L’Apad vend ses premiers crédits carbone

L’association dédiée à l’agriculture de conservation des sols prend l’initiative de commercialiser dans une démarche collective les crédits carbone de ses adhérents. Pour ce faire, elle s’appuie sur la labellisation bas-carbone grandes cultures du ministère de la transition écologique.

À l’occasion de l’édition 2022 du Salon de l’agriculture, l’Apad a annoncé devenir porteur de projet pour une labellisation collective bas-carbone. Au total, ce sont 230 exploitations, pratiquants l’agriculture de conservation des sols (ACS) et adhérentes de l’association, qui lui ont confié leur mandat afin de commercialiser leurs crédits carbone. Selon l’association, cela représente 40 000 ha ou encore 200 000 crédits carbone estimés sur la période d’engagement de cinq ans.

« Nous avons sollicité les 300 adhérents de l’association qui avaient obtenus notre label « Au cœur des sols » et qui étaient donc arrivés au bout de la démarche ACS », précise François Mandin, le président de l’Apad. La conférence de presse qui se tenait le 28 février a été l’occasion de signer le premier contrat de vente pour l’équivalent des crédits carbone de deux fermes avec SEDE Environnement, une filiale de Veolia spécialisée dans la valorisation de déchets organiques.

Paul-Antoine Sebbe, président de SEDE Environnement et François Mandin, président de l’Apad, signent un contrat d’achat de crédits carbone pour l’équivalent de deux fermes (crédits photo : Tanguy Dhelin).

Des crédits carbone locaux et équitables

Pour la vente de ses crédits carbone, l’Apad a fixé un prix plancher à 60€/tonne de CO2 évitée. Ce chiffre a été fixé afin de garantir une ressource économique équitable pour les agriculteurs. « Nous ne voulons pas brader ces crédits carbone », souligne Diane Masure, vice-présidente de l’Apad, qui a dirigé le groupe de réflexion autour du projet « Du carbone au cœur des sols » au sein de l’association.
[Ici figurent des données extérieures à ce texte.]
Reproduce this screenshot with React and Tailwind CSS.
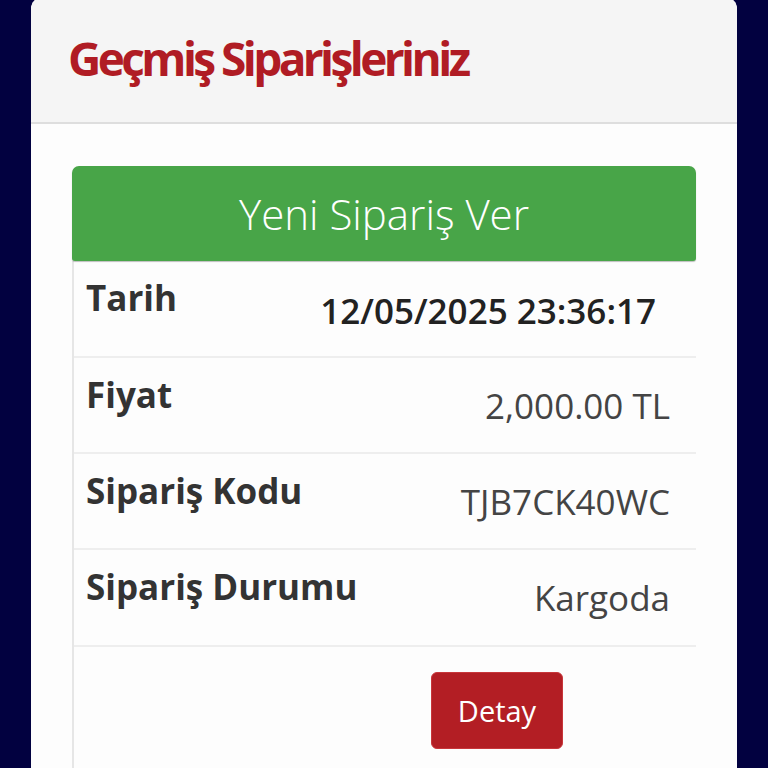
import React from 'react';

const rows = [
  { label: 'Tarih', value: '12/05/2025 23:36:17', strong: true, h: 'h-[97px]' },
  { label: 'Fiyat', value: '2,000.00 TL', h: 'h-[96px]' },
  { label: 'Sipariş Kodu', value: 'TJB7CK40WC', h: 'h-[96px]' },
  { label: 'Sipariş Durumu', value: 'Kargoda', h: 'h-[97px]' },
];

export default function App() {
  return (
    <div className="min-h-screen bg-[#020140] px-[31px] font-['Open_Sans',sans-serif] overflow-hidden">
      <div className="-mt-[3px] h-[771px] rounded-t-[12px] bg-[#fdfdfd] overflow-hidden">
        {/* header */}
        <div className="h-[127px] bg-[#f5f5f5] border-b-2 border-[#dedede] flex items-center px-[37px]">
          <h1 className="text-[46px] font-bold tracking-[-3.6px] text-[#b01c24] leading-none pb-[4px]">
            Geçmiş Siparişleriniz
          </h1>
        </div>

        <div className="px-[41px] pt-[42px]">
          <button className="w-full h-[95px] rounded-t-[7px] rounded-b-[3px] bg-[#48a548] text-white text-[42px] font-light shadow-[0_1px_1px_rgba(0,0,0,0.25)]">
            Yeni Sipariş Ver
          </button>

          <div className="border-l-2 border-[#e6e6e6]">
            {rows.map((r) => (
              <div key={r.label} className={`grid grid-cols-[224px_1fr] ${r.h} border-b-2 border-[#eeeeee]`}>
                <div className="pl-[12px] pt-[15px] text-[35px] font-bold text-[#333333] leading-[44px] whitespace-nowrap">
                  {r.label}
                </div>
                <div
                  className={
                    r.strong
                      ? 'pt-[28px] pr-[40px] text-right text-[35px] font-semibold text-[#222222] leading-[44px] whitespace-nowrap'
                      : 'pt-[26px] pr-[26px] text-right text-[35px] font-normal text-[#444444] leading-[44px] whitespace-nowrap'
                  }
                >
                  {r.value}
                </div>
              </div>
            ))}
            <div className="grid grid-cols-[224px_1fr] pt-[25px] pb-[30px]">
              <div />
              <div className="flex justify-center">
                <button className="w-[132px] h-[77px] rounded-[6px] bg-[#b31e24] border border-[#c8363a] text-white text-[29px] font-normal">
                  Detay
                </button>
              </div>
            </div>
          </div>
        </div>
      </div>
    </div>
  );
}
Auprès des potentielles entreprises acheteuses, l’association justifie ce prix relativement élevé par les co-bénéfices engendrés par les pratiques d’agriculture de conservation des sols, notamment la lutte contre l’érosion des sols et le fait de favoriser la biodiversité. « Nous ne nous interdisons pas d’introduire d’autres critères », précise Diane Masure. L’aspect local et français des crédits carbone vendus est également mis en avant. Ainsi, pour une entreprise qui voudrait compenser son empreinte carbone via une action sur son territoire, il sera toujours possible de trouver une ferme de l’Apad à proximité.

Toujours dans l’idée de garantir une rémunération équitable aux agriculteurs, l’Apad s’est positionnée en porteur de projet sur l’ensemble des maillons du processus de labellisation, afin d’éviter la multiplication des intermédiaires. Une indexation du prix sur le cours du carbone est également prévue. Ainsi, si ce dernier augmente durant la période d’engagement de cinq ans des entreprises, les agriculteurs ne seront pas lésés.

Le modèle du label bas carbone grandes cultures

Pour garantir et certifier les crédits carbone des fermes qui l’ont mandatée, l’Apad a utilisé le modèle « grandes cultures » du label bas-carbone du ministère de la transition écologique. François Mandin justifie ce choix en évoquant notamment la « crédibilité auprès des entreprises » de cette labellisation. « Le fait que le ministère se lance sur la labellisation, ça nous a permis de nous projeter dans ce projet », explique-t-il.

Cette méthode permet de valoriser les deux aspects dans lesquels est impliquée l’ACS. D’une part la réduction des émissions de gaz à effet de serre avec un nombre de passages d’engins réduit dans les parcelles, et d’autre part le stockage du carbone dans le sol qui est la résultante du non-labour, mais également de l’implantation de couverts végétaux et de la diversification des rotations.

Le label bas-carbone grandes cultures a également un avantage primordial pour l’Apad. Il offre deux options, soit le scénario spécifique qui consiste à mettre en place des leviers pour réduire les GES sur son exploitation, soit le scénario générique qui s’adresse aux agriculteurs ayant déjà mis en place des actions et qui compare ces dernières à la moyenne des fermes du territoire. C’est cette deuxième méthode qui enthousiasme les adhérents de l’association. « Heureusement que ce modèle existe pour pousser les gens qui ont déjà mis des choses en place sur leur exploitation. Le problème est que les entreprises cherchent à financer une transition. Mais nos modèles agronomiques sont toujours en transition. Si nous changeons nos pratiques, le niveau de carbone dans le sol redescend très rapidement », souligne François Mandin.